PROBLEM: Copy each line below exactly and leave the pictures out.
----------
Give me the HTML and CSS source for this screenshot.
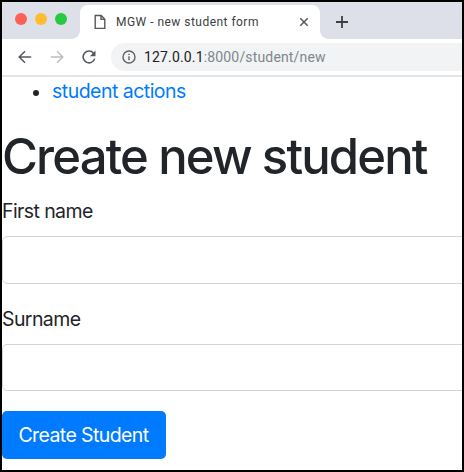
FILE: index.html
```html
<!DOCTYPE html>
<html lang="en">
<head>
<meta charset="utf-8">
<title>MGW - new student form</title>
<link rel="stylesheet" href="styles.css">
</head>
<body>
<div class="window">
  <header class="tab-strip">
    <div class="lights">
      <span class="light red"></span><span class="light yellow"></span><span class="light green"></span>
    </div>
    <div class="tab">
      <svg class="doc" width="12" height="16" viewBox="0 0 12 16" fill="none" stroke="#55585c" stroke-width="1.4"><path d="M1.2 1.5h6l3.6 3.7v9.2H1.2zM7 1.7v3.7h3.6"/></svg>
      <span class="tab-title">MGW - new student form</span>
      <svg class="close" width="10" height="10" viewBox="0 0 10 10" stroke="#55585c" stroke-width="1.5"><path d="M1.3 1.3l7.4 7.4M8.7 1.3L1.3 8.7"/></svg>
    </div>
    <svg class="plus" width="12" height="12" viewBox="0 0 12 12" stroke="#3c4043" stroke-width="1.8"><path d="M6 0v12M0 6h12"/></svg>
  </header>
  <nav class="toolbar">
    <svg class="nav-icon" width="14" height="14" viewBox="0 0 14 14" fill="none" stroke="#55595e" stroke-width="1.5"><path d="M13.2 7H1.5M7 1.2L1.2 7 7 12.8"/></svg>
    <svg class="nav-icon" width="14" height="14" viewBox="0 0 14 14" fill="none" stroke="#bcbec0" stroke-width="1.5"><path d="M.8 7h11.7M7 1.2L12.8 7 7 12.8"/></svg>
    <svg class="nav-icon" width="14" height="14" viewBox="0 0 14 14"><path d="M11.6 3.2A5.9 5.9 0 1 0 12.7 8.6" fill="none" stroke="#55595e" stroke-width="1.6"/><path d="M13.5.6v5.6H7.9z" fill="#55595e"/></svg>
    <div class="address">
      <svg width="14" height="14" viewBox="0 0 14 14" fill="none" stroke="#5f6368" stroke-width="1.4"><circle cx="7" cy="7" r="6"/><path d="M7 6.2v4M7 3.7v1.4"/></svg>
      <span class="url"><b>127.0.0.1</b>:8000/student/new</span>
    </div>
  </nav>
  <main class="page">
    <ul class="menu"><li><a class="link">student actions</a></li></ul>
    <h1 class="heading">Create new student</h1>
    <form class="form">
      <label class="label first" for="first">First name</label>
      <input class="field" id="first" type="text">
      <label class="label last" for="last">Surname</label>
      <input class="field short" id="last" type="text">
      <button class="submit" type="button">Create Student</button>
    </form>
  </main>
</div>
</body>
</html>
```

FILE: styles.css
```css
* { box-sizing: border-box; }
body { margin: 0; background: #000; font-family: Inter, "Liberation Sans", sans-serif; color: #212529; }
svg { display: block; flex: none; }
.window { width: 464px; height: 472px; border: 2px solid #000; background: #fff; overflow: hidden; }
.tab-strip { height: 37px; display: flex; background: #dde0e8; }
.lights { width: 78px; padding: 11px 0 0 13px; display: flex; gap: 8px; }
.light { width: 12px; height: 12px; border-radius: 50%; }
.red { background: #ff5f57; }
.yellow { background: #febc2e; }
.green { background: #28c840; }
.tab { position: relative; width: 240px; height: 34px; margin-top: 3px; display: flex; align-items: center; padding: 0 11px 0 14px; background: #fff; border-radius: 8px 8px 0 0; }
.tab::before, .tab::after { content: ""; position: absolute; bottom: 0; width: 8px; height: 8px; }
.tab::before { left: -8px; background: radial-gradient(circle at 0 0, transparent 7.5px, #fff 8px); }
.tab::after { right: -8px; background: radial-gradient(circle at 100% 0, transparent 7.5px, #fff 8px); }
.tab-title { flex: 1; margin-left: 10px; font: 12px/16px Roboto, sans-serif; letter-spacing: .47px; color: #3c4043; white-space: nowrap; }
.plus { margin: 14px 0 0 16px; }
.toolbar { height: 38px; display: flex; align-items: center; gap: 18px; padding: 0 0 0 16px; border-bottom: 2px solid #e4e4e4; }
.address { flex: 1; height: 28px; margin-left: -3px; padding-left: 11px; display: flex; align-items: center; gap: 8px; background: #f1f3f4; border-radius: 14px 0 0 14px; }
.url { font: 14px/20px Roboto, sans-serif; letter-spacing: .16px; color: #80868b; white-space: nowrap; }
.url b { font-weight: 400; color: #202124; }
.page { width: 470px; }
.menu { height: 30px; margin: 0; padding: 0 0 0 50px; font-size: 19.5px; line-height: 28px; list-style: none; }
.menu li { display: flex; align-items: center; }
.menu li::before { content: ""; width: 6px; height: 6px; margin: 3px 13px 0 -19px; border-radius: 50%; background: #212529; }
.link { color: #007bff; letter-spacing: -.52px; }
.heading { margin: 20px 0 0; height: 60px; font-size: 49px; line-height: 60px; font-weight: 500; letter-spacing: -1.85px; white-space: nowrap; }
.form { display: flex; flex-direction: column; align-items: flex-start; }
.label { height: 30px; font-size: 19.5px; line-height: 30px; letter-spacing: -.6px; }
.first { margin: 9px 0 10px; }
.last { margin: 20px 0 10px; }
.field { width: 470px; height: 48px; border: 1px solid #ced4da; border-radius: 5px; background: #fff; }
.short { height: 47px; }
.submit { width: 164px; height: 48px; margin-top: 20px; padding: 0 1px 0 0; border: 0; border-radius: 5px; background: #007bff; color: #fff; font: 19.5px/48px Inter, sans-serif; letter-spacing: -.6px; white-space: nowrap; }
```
----------
OUTPUT FOR THIS EXERCISE:
Give me the HTML and CSS source for this screenshot.
FILE: index.html
```html
<!DOCTYPE html>
<html lang="en">
<head>
<meta charset="utf-8">
<title>MGW - new student form</title>
<link rel="stylesheet" href="styles.css">
</head>
<body>
<div class="window">
  <header class="tab-strip">
    <div class="lights">
      <span class="light red"></span><span class="light yellow"></span><span class="light green"></span>
    </div>
    <div class="tab">
      <svg class="doc" width="12" height="16" viewBox="0 0 12 16" fill="none" stroke="#55585c" stroke-width="1.4"><path d="M1.2 1.5h6l3.6 3.7v9.2H1.2zM7 1.7v3.7h3.6"/></svg>
      <span class="tab-title">MGW - new student form</span>
      <svg class="close" width="10" height="10" viewBox="0 0 10 10" stroke="#55585c" stroke-width="1.5"><path d="M1.3 1.3l7.4 7.4M8.7 1.3L1.3 8.7"/></svg>
    </div>
    <svg class="plus" width="12" height="12" viewBox="0 0 12 12" stroke="#3c4043" stroke-width="1.8"><path d="M6 0v12M0 6h12"/></svg>
  </header>
  <nav class="toolbar">
    <svg class="nav-icon" width="14" height="14" viewBox="0 0 14 14" fill="none" stroke="#55595e" stroke-width="1.5"><path d="M13.2 7H1.5M7 1.2L1.2 7 7 12.8"/></svg>
    <svg class="nav-icon" width="14" height="14" viewBox="0 0 14 14" fill="none" stroke="#bcbec0" stroke-width="1.5"><path d="M.8 7h11.7M7 1.2L12.8 7 7 12.8"/></svg>
    <svg class="nav-icon" width="14" height="14" viewBox="0 0 14 14"><path d="M11.6 3.2A5.9 5.9 0 1 0 12.7 8.6" fill="none" stroke="#55595e" stroke-width="1.6"/><path d="M13.5.6v5.6H7.9z" fill="#55595e"/></svg>
    <div class="address">
      <svg width="14" height="14" viewBox="0 0 14 14" fill="none" stroke="#5f6368" stroke-width="1.4"><circle cx="7" cy="7" r="6"/><path d="M7 6.2v4M7 3.7v1.4"/></svg>
      <span class="url"><b>127.0.0.1</b>:8000/student/new</span>
    </div>
  </nav>
  <main class="page">
    <ul class="menu"><li><a class="link">student actions</a></li></ul>
    <h1 class="heading">Create new student</h1>
    <form class="form">
      <label class="label first" for="first">First name</label>
      <input class="field" id="first" type="text">
      <label class="label last" for="last">Surname</label>
      <input class="field short" id="last" type="text">
      <button class="submit" type="button">Create Student</button>
    </form>
  </main>
</div>
</body>
</html>
```

FILE: styles.css
```css
* { box-sizing: border-box; }
body { margin: 0; background: #000; font-family: Inter, "Liberation Sans", sans-serif; color: #212529; }
svg { display: block; flex: none; }
.window { width: 464px; height: 472px; border: 2px solid #000; background: #fff; overflow: hidden; }
.tab-strip { height: 37px; display: flex; background: #dde0e8; }
.lights { width: 78px; padding: 11px 0 0 13px; display: flex; gap: 8px; }
.light { width: 12px; height: 12px; border-radius: 50%; }
.red { background: #ff5f57; }
.yellow { background: #febc2e; }
.green { background: #28c840; }
.tab { position: relative; width: 240px; height: 34px; margin-top: 3px; display: flex; align-items: center; padding: 0 11px 0 14px; background: #fff; border-radius: 8px 8px 0 0; }
.tab::before, .tab::after { content: ""; position: absolute; bottom: 0; width: 8px; height: 8px; }
.tab::before { left: -8px; background: radial-gradient(circle at 0 0, transparent 7.5px, #fff 8px); }
.tab::after { right: -8px; background: radial-gradient(circle at 100% 0, transparent 7.5px, #fff 8px); }
.tab-title { flex: 1; margin-left: 10px; font: 12px/16px Roboto, sans-serif; letter-spacing: .47px; color: #3c4043; white-space: nowrap; }
.plus { margin: 14px 0 0 16px; }
.toolbar { height: 38px; display: flex; align-items: center; gap: 18px; padding: 0 0 0 16px; border-bottom: 2px solid #e4e4e4; }
.address { flex: 1; height: 28px; margin-left: -3px; padding-left: 11px; display: flex; align-items: center; gap: 8px; background: #f1f3f4; border-radius: 14px 0 0 14px; }
.url { font: 14px/20px Roboto, sans-serif; letter-spacing: .16px; color: #80868b; white-space: nowrap; }
.url b { font-weight: 400; color: #202124; }
.page { width: 470px; }
.menu { height: 30px; margin: 0; padding: 0 0 0 50px; font-size: 19.5px; line-height: 28px; list-style: none; }
.menu li { display: flex; align-items: center; }
.menu li::before { content: ""; width: 6px; height: 6px; margin: 3px 13px 0 -19px; border-radius: 50%; background: #212529; }
.link { color: #007bff; letter-spacing: -.52px; }
.heading { margin: 20px 0 0; height: 60px; font-size: 49px; line-height: 60px; font-weight: 500; letter-spacing: -1.85px; white-space: nowrap; }
.form { display: flex; flex-direction: column; align-items: flex-start; }
.label { height: 30px; font-size: 19.5px; line-height: 30px; letter-spacing: -.6px; }
.first { margin: 9px 0 10px; }
.last { margin: 20px 0 10px; }
.field { width: 470px; height: 48px; border: 1px solid #ced4da; border-radius: 5px; background: #fff; }
.short { height: 47px; }
.submit { width: 164px; height: 48px; margin-top: 20px; padding: 0 1px 0 0; border: 0; border-radius: 5px; background: #007bff; color: #fff; font: 19.5px/48px Inter, sans-serif; letter-spacing: -.6px; white-space: nowrap; }
```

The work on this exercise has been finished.